The symbolism is as bad as the substance. UMass is an institution that educates the children of the poor — working and otherwise — as well the lower rungs of the middle class, who are either hard-pressed or unable to afford the much-higher tuitions at private schools. Romney is sticking it to the workers who make it possible for UMass to function in a very concrete and even physical way, thereby showing his indifference not just to the workers themselves, but his lack of sympathy — even outright hostility — to the broader public UMass is designed to serve.

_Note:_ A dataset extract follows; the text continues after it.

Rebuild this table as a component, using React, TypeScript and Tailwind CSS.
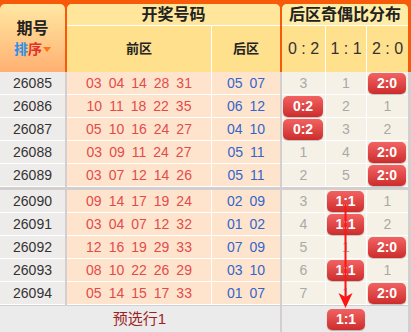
import React from "react";

type Row = { p: string; f: string[]; b: string[]; d: [string, string, string]; hit: 0 | 1 | 2 };

const rows1: Row[] = [
  { p: "26085", f: ["03", "04", "14", "28", "31"], b: ["05", "07"], d: ["3", "1", "2:0"], hit: 2 },
  { p: "26086", f: ["10", "11", "18", "22", "35"], b: ["06", "12"], d: ["0:2", "2", "1"], hit: 0 },
  { p: "26087", f: ["05", "10", "16", "24", "27"], b: ["04", "10"], d: ["0:2", "3", "2"], hit: 0 },
  { p: "26088", f: ["03", "09", "11", "24", "27"], b: ["05", "11"], d: ["1", "4", "2:0"], hit: 2 },
  { p: "26089", f: ["03", "07", "12", "14", "26"], b: ["05", "11"], d: ["2", "5", "2:0"], hit: 2 },
];
const rows2: Row[] = [
  { p: "26090", f: ["09", "14", "17", "19", "24"], b: ["02", "09"], d: ["3", "1:1", "1"], hit: 1 },
  { p: "26091", f: ["03", "04", "07", "12", "32"], b: ["01", "02"], d: ["4", "1:1", "2"], hit: 1 },
  { p: "26092", f: ["12", "16", "19", "29", "33"], b: ["07", "09"], d: ["5", "1", "2:0"], hit: 2 },
  { p: "26093", f: ["08", "10", "22", "26", "29"], b: ["03", "10"], d: ["6", "1:1", "1"], hit: 1 },
  { p: "26094", f: ["05", "14", "15", "17", "33"], b: ["01", "07"], d: ["7", "1", "2:0"], hit: 2 },
];

const font = { fontFamily: '"Liberation Sans", "Noto Sans CJK SC", sans-serif' };

function Badge({ t }: { t: string }) {
  return (
    <div className="mx-[1px] h-[21px] w-[calc(100%-3px)] rounded-[5px] bg-gradient-to-b from-[#f26262] to-[#cc2b2b] shadow-[0_1px_1px_rgba(0,0,0,0.25)] flex items-center justify-center text-white text-[14px] font-bold">
      {t}
    </div>
  );
}

function DistCell({ w, v, hit }: { w: string; v: string; hit: boolean }) {
  return (
    <div className={`${w} h-full border-b border-white bg-[#f5f1e6] flex items-center justify-start`}>
      {hit ? <Badge t={v} /> : <div className="w-full text-center text-[14px] text-[#a9a9a9]">{v}</div>}
    </div>
  );
}

function BodyRow({ r }: { r: Row }) {
  return (
    <div className="flex h-[23px]">
      <div className="w-[65px] border-b border-white bg-[#eeeceb] flex items-center justify-center text-[14px] text-[#333]">
        {r.p}
      </div>
      <div className="w-[2px] bg-[#d3cfcf]" />
      <div className="w-[145px] border-b border-r border-white bg-[#ffe4cd] flex items-center justify-center gap-[7px] text-[14px] text-[#e34b4b]">
        {r.f.map((n, i) => (
          <span key={i}>{n}</span>
        ))}
      </div>
      <div className="w-[68px] border-b border-white bg-[#ffe4cd] flex items-center justify-center gap-[7px] text-[14px] text-[#3366cc]">
        {r.b.map((n, i) => (
          <span key={i}>{n}</span>
        ))}
      </div>
      <div className="w-[2px] bg-[#d3cfcf]" />
      <DistCell w="w-[44px] border-r border-white" v={r.d[0]} hit={r.hit === 0} />
      <DistCell w="w-[41px] border-r border-white" v={r.d[1]} hit={r.hit === 1} />
      <DistCell w="w-[41px]" v={r.d[2]} hit={r.hit === 2} />
      <div className="w-[3px] bg-[#d3cfcf]" />
    </div>
  );
}

export default function App() {
  return (
    <div className="relative w-[411px] h-[332px] overflow-hidden bg-white" style={font}>
      {/* header */}
      <div className="flex gap-[2px] bg-[#f75b0a] pt-[4px] pr-[3px]">
        <div className="w-[65px] h-[68px] rounded-t-[5px] bg-gradient-to-b from-[#ffe8a2] to-[#ffb072] flex flex-col items-center justify-center">
          <div className="text-[16px] font-bold text-[#222] leading-[20px]">期号</div>
          <div className="flex items-center text-[14px] font-bold leading-[18px] mt-[1px]">
            <span className="text-[#2f8fe8]">排</span>
            <span className="text-[#e0302a]">序</span>
            <span className="ml-[1px] mt-[2px] w-0 h-0 border-l-[4px] border-r-[4px] border-t-[5px] border-l-transparent border-r-transparent border-t-[#ff7216]" />
          </div>
        </div>
        <div className="w-[213px] h-[68px] rounded-t-[5px] bg-[#ffe08c] flex flex-col overflow-hidden">
          <div className="h-[22px] border-b border-white bg-[#ffe69a] flex items-center justify-center text-[16px] font-bold text-[#222]">
            开奖号码
          </div>
          <div className="flex flex-1">
            <div className="w-[145px] border-r border-white flex items-center justify-center text-[13px] font-bold text-[#222]">
              前区
            </div>
            <div className="flex-1 flex items-center justify-center text-[13px] font-bold text-[#222]">后区</div>
          </div>
        </div>
        <div className="w-[126px] h-[68px] rounded-t-[5px] bg-[#ffe08c] flex flex-col overflow-hidden">
          <div className="h-[22px] border-b border-white bg-[#ffeda6] flex items-center justify-center text-[16px] font-bold text-[#222]">
            后区奇偶比分布
          </div>
          <div className="flex flex-1 text-[16px] text-[#333]">
            <div className="w-[44px] border-r border-white flex items-center justify-center">0 : 2</div>
            <div className="w-[41px] border-r border-white flex items-center justify-center">1 : 1</div>
            <div className="w-[41px] flex items-center justify-center">2 : 0</div>
          </div>
        </div>
      </div>

      {/* body */}
      {rows1.map((r) => (
        <BodyRow key={r.p} r={r} />
      ))}
      <div className="h-[3px] bg-[#d3cfcf]" />
      {rows2.map((r) => (
        <BodyRow key={r.p} r={r} />
      ))}

      {/* footer */}
      <div className="flex h-[27px] border-t border-[#d3cfcf] bg-[#ebebeb]">
        <div className="w-[67px]" />
        <div className="w-[145px] flex items-center justify-center text-[15px] text-[#9e1f1f]">预选行1</div>
        <div className="w-[68px]" />
        <div className="w-[2px] bg-[#d3cfcf]" />
        <div className="w-[44px]" />
        <div className="w-[41px] flex items-center pt-[1px]">
          <Badge t="1:1" />
        </div>
        <div className="w-[41px]" />
        <div className="w-[3px] bg-[#d3cfcf]" />
      </div>

      {/* arrow overlay */}
      <svg className="absolute left-0 top-0 pointer-events-none" width="411" height="332" viewBox="0 0 411 332">
        <line x1="345.5" y1="204" x2="345.5" y2="297" stroke="#ff1414" strokeWidth="2" />
        <polygon points="345.5,308 338.5,293 345.5,297 352.5,293" fill="#ff1414" />
      </svg>
    </div>
  );
}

[...] As if Romney’s treatment of UMass’s clerical and maintenance workers weren’t sufficient proof that his stance as a reformer is a fraud, consider the corporate contributions he has been soliciting as part of his effort to elect more Republicans to the legislature. Recently, the Phoenix’s David S. Bernstein reported that the Massachusetts Republican State Congressional Committee had raised nearly $2.7 million for the current election cycle, at least $720,000 of which came from contributors who work for venture-capital and other investment firms (see "Campaign Contributions," This Just In, July 9). At least 39 employees of Fidelity Investments gave a reported $81,000. Employees of Romney’s former venture-capital outfit, Bain, contributed heavily as well. Though the money is supposed to be used for federal campaigns, it will likely be spent on support services for legislative races — allowing contributors to escape the much-stricter contribution limits set by state law.